**YOUR INSTRUCTIONS**
Below is a listing to transcribe in full and exactly; keep the pictures out.

[START]

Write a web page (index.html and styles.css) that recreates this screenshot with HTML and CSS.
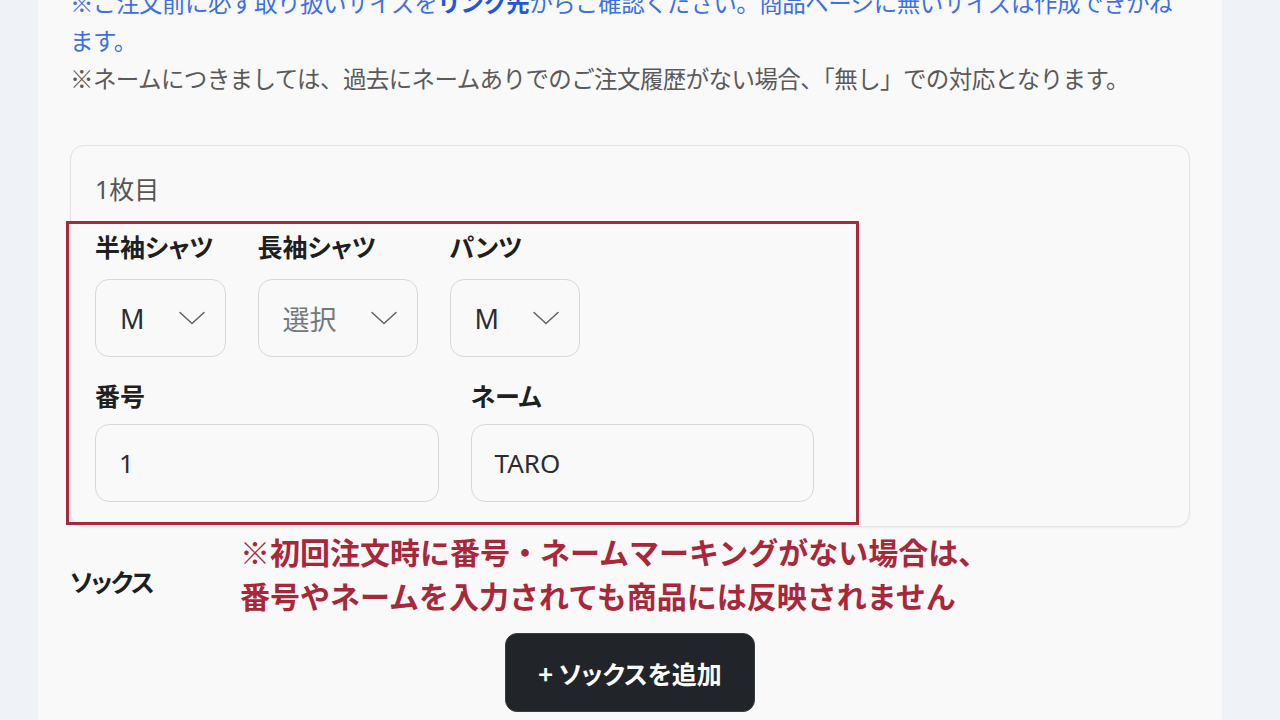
FILE: index.html
```html
<!DOCTYPE html>
<html lang="ja">
<head>
<meta charset="utf-8">
<title>サイズ選択</title>
<link rel="stylesheet" href="styles.css">
</head>
<body>
<main class="panel">
  <div class="notice">
    <p class="notice-blue">※ご注文前に必ず取り扱いサイズを<a class="notice-link" href="#">リンク先</a>からご確認ください。商品ページに無いサイズは作成できかねます。</p>
    <p class="notice-gray">※ネームにつきましては、過去にネームありでのご注文履歴がない場合、「無し」での対応となります。</p>
  </div>

  <div class="form-area">
    <section class="card">
      <div class="card-title">1枚目</div>
      <div class="size-row">
        <div class="field">
          <div class="label">半袖シャツ</div>
          <div class="select"><span class="select-value">M</span><svg class="chev" viewBox="0 0 26 14" width="26" height="14"><path d="M1 1.5 L13 12.5 L25 1.5" fill="none" stroke="currentColor" stroke-width="1.4" stroke-linecap="round" stroke-linejoin="round"/></svg></div>
        </div>
        <div class="field">
          <div class="label">長袖シャツ</div>
          <div class="select"><span class="select-value placeholder">選択</span><svg class="chev" viewBox="0 0 26 14" width="26" height="14"><path d="M1 1.5 L13 12.5 L25 1.5" fill="none" stroke="currentColor" stroke-width="1.4" stroke-linecap="round" stroke-linejoin="round"/></svg></div>
        </div>
        <div class="field">
          <div class="label">パンツ</div>
          <div class="select"><span class="select-value">M</span><svg class="chev" viewBox="0 0 26 14" width="26" height="14"><path d="M1 1.5 L13 12.5 L25 1.5" fill="none" stroke="currentColor" stroke-width="1.4" stroke-linecap="round" stroke-linejoin="round"/></svg></div>
        </div>
      </div>
      <div class="text-row">
        <div class="field">
          <div class="label label-tight">番号</div>
          <div class="input">1</div>
        </div>
        <div class="field">
          <div class="label label-tight">ネーム</div>
          <div class="input">TARO</div>
        </div>
      </div>
    </section>

    <div class="socks">
      <div class="socks-label">ソックス</div>
      <button class="add-btn" type="button">+ ソックスを追加</button>
    </div>

    <div class="highlight-box"></div>
    <p class="red-note">※初回注文時に番号・ネームマーキングがない場合は、<br>番号やネームを入力されても商品には反映されません</p>
  </div>
</main>
</body>
</html>
```

FILE: styles.css
```css
* { box-sizing: border-box; }

html, body {
  margin: 0;
  height: 100%;
  overflow: hidden;
}

body {
  background: #eff3f8;
  font-family: "Noto Sans", "Noto Sans CJK JP", sans-serif;
  color: #212529;
}

.panel {
  width: 1184px;
  min-height: calc(100vh + 40px);
  margin: 0 0 0 38px;
  padding: 0 32px;
  background: #f9f9fa;
}

.notice {
  margin-top: -17px;
  font-family: "Noto Sans CJK JP", sans-serif;
  font-size: 23.5px;
  line-height: 38px;
}

.notice p { margin: 0; }

.notice-blue {
  color: #3d70e6;
  letter-spacing: -0.5px;
}

.notice-link {
  color: #2456d8;
  font-weight: 700;
  text-decoration: none;
}

.notice-gray {
  color: #5a5a5a;
  letter-spacing: -0.6px;
}

.form-area {
  position: relative;
  margin-top: 48px;
}

.card {
  border: 1px solid #e1e3e6;
  border-radius: 14px;
  padding: 24px;
  background: #f9f9fa;
  box-shadow: 0 1px 2px rgba(0, 0, 0, 0.05);
}

.card-title {
  font-family: "Noto Sans", "Noto Sans CJK JP", sans-serif;
  font-size: 25px;
  line-height: 38px;
  color: #555;
}

.size-row {
  display: flex;
  gap: 32px;
  margin-top: 22px;
}

.field {
  display: flex;
  flex-direction: column;
  align-items: stretch;
}

.label {
  font-family: "Noto Sans CJK JP", sans-serif;
  font-feature-settings: "palt";
  font-weight: 700;
  font-size: 25px;
  line-height: 32px;
  color: #1d1f21;
  margin-bottom: 17px;
  white-space: nowrap;
}

.label-tight { margin-bottom: 13px; }

.select {
  display: inline-flex;
  align-items: center;
  gap: 34px;
  height: 78px;
  padding: 0 20px 0 24px;
  border: 1px solid #d6d8db;
  border-radius: 14px;
  background: #f9f9fa;
  color: #5a5d60;
}

.select-value {
  font-family: "Noto Sans", "Noto Sans CJK JP", sans-serif;
  font-size: 27px;
  color: #2b2e31;
}

.select-value.placeholder { color: #75787b; }

.chev { flex: none; display: block; }

.text-row {
  display: grid;
  grid-template-columns: 1fr 1fr;
  gap: 32px;
  width: 719px;
  margin-top: 22px;
}

.input {
  display: flex;
  align-items: center;
  height: 78px;
  padding: 0 23px;
  border: 1px solid #d6d8db;
  border-radius: 14px;
  background: #f9f9fa;
  font-family: "Noto Sans", sans-serif;
  font-size: 26px;
  color: #2b2e31;
}

.socks {
  display: flex;
  flex-direction: column;
  align-items: center;
  margin-top: 35px;
}

.socks-label {
  align-self: flex-start;
  font-family: "Noto Sans CJK JP", sans-serif;
  font-feature-settings: "palt";
  font-weight: 700;
  font-size: 25px;
  line-height: 38px;
  color: #1d1f21;
  letter-spacing: -1.5px;
}

.add-btn {
  margin-top: 33px;
  height: 79px;
  padding: 0 32px;
  border: 1px solid #3a3d40;
  border-radius: 12px;
  background: #212529;
  color: #fff;
  font-family: "Noto Sans CJK JP", sans-serif;
  font-feature-settings: "palt";
  font-weight: 700;
  font-size: 25px;
}

.highlight-box {
  position: absolute;
  left: -4px;
  top: 76px;
  width: 793px;
  height: 304px;
  border: 3px solid #a8293b;
  pointer-events: none;
}

.red-note {
  position: absolute;
  left: 170px;
  top: 384px;
  margin: 0;
  font-family: "Noto Sans CJK JP", sans-serif;
  font-weight: 700;
  font-size: 30px;
  line-height: 44px;
  color: #a8283a;
  white-space: nowrap;
}
```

[END]

**RESULT OF THIS TASK**
Write a web page (index.html and styles.css) that recreates this screenshot with HTML and CSS.
FILE: index.html
```html
<!DOCTYPE html>
<html lang="ja">
<head>
<meta charset="utf-8">
<title>サイズ選択</title>
<link rel="stylesheet" href="styles.css">
</head>
<body>
<main class="panel">
  <div class="notice">
    <p class="notice-blue">※ご注文前に必ず取り扱いサイズを<a class="notice-link" href="#">リンク先</a>からご確認ください。商品ページに無いサイズは作成できかねます。</p>
    <p class="notice-gray">※ネームにつきましては、過去にネームありでのご注文履歴がない場合、「無し」での対応となります。</p>
  </div>

  <div class="form-area">
    <section class="card">
      <div class="card-title">1枚目</div>
      <div class="size-row">
        <div class="field">
          <div class="label">半袖シャツ</div>
          <div class="select"><span class="select-value">M</span><svg class="chev" viewBox="0 0 26 14" width="26" height="14"><path d="M1 1.5 L13 12.5 L25 1.5" fill="none" stroke="currentColor" stroke-width="1.4" stroke-linecap="round" stroke-linejoin="round"/></svg></div>
        </div>
        <div class="field">
          <div class="label">長袖シャツ</div>
          <div class="select"><span class="select-value placeholder">選択</span><svg class="chev" viewBox="0 0 26 14" width="26" height="14"><path d="M1 1.5 L13 12.5 L25 1.5" fill="none" stroke="currentColor" stroke-width="1.4" stroke-linecap="round" stroke-linejoin="round"/></svg></div>
        </div>
        <div class="field">
          <div class="label">パンツ</div>
          <div class="select"><span class="select-value">M</span><svg class="chev" viewBox="0 0 26 14" width="26" height="14"><path d="M1 1.5 L13 12.5 L25 1.5" fill="none" stroke="currentColor" stroke-width="1.4" stroke-linecap="round" stroke-linejoin="round"/></svg></div>
        </div>
      </div>
      <div class="text-row">
        <div class="field">
          <div class="label label-tight">番号</div>
          <div class="input">1</div>
        </div>
        <div class="field">
          <div class="label label-tight">ネーム</div>
          <div class="input">TARO</div>
        </div>
      </div>
    </section>

    <div class="socks">
      <div class="socks-label">ソックス</div>
      <button class="add-btn" type="button">+ ソックスを追加</button>
    </div>

    <div class="highlight-box"></div>
    <p class="red-note">※初回注文時に番号・ネームマーキングがない場合は、<br>番号やネームを入力されても商品には反映されません</p>
  </div>
</main>
</body>
</html>
```

FILE: styles.css
```css
* { box-sizing: border-box; }

html, body {
  margin: 0;
  height: 100%;
  overflow: hidden;
}

body {
  background: #eff3f8;
  font-family: "Noto Sans", "Noto Sans CJK JP", sans-serif;
  color: #212529;
}

.panel {
  width: 1184px;
  min-height: calc(100vh + 40px);
  margin: 0 0 0 38px;
  padding: 0 32px;
  background: #f9f9fa;
}

.notice {
  margin-top: -17px;
  font-family: "Noto Sans CJK JP", sans-serif;
  font-size: 23.5px;
  line-height: 38px;
}

.notice p { margin: 0; }

.notice-blue {
  color: #3d70e6;
  letter-spacing: -0.5px;
}

.notice-link {
  color: #2456d8;
  font-weight: 700;
  text-decoration: none;
}

.notice-gray {
  color: #5a5a5a;
  letter-spacing: -0.6px;
}

.form-area {
  position: relative;
  margin-top: 48px;
}

.card {
  border: 1px solid #e1e3e6;
  border-radius: 14px;
  padding: 24px;
  background: #f9f9fa;
  box-shadow: 0 1px 2px rgba(0, 0, 0, 0.05);
}

.card-title {
  font-family: "Noto Sans", "Noto Sans CJK JP", sans-serif;
  font-size: 25px;
  line-height: 38px;
  color: #555;
}

.size-row {
  display: flex;
  gap: 32px;
  margin-top: 22px;
}

.field {
  display: flex;
  flex-direction: column;
  align-items: stretch;
}

.label {
  font-family: "Noto Sans CJK JP", sans-serif;
  font-feature-settings: "palt";
  font-weight: 700;
  font-size: 25px;
  line-height: 32px;
  color: #1d1f21;
  margin-bottom: 17px;
  white-space: nowrap;
}

.label-tight { margin-bottom: 13px; }

.select {
  display: inline-flex;
  align-items: center;
  gap: 34px;
  height: 78px;
  padding: 0 20px 0 24px;
  border: 1px solid #d6d8db;
  border-radius: 14px;
  background: #f9f9fa;
  color: #5a5d60;
}

.select-value {
  font-family: "Noto Sans", "Noto Sans CJK JP", sans-serif;
  font-size: 27px;
  color: #2b2e31;
}

.select-value.placeholder { color: #75787b; }

.chev { flex: none; display: block; }

.text-row {
  display: grid;
  grid-template-columns: 1fr 1fr;
  gap: 32px;
  width: 719px;
  margin-top: 22px;
}

.input {
  display: flex;
  align-items: center;
  height: 78px;
  padding: 0 23px;
  border: 1px solid #d6d8db;
  border-radius: 14px;
  background: #f9f9fa;
  font-family: "Noto Sans", sans-serif;
  font-size: 26px;
  color: #2b2e31;
}

.socks {
  display: flex;
  flex-direction: column;
  align-items: center;
  margin-top: 35px;
}

.socks-label {
  align-self: flex-start;
  font-family: "Noto Sans CJK JP", sans-serif;
  font-feature-settings: "palt";
  font-weight: 700;
  font-size: 25px;
  line-height: 38px;
  color: #1d1f21;
  letter-spacing: -1.5px;
}

.add-btn {
  margin-top: 33px;
  height: 79px;
  padding: 0 32px;
  border: 1px solid #3a3d40;
  border-radius: 12px;
  background: #212529;
  color: #fff;
  font-family: "Noto Sans CJK JP", sans-serif;
  font-feature-settings: "palt";
  font-weight: 700;
  font-size: 25px;
}

.highlight-box {
  position: absolute;
  left: -4px;
  top: 76px;
  width: 793px;
  height: 304px;
  border: 3px solid #a8293b;
  pointer-events: none;
}

.red-note {
  position: absolute;
  left: 170px;
  top: 384px;
  margin: 0;
  font-family: "Noto Sans CJK JP", sans-serif;
  font-weight: 700;
  font-size: 30px;
  line-height: 44px;
  color: #a8283a;
  white-space: nowrap;
}
```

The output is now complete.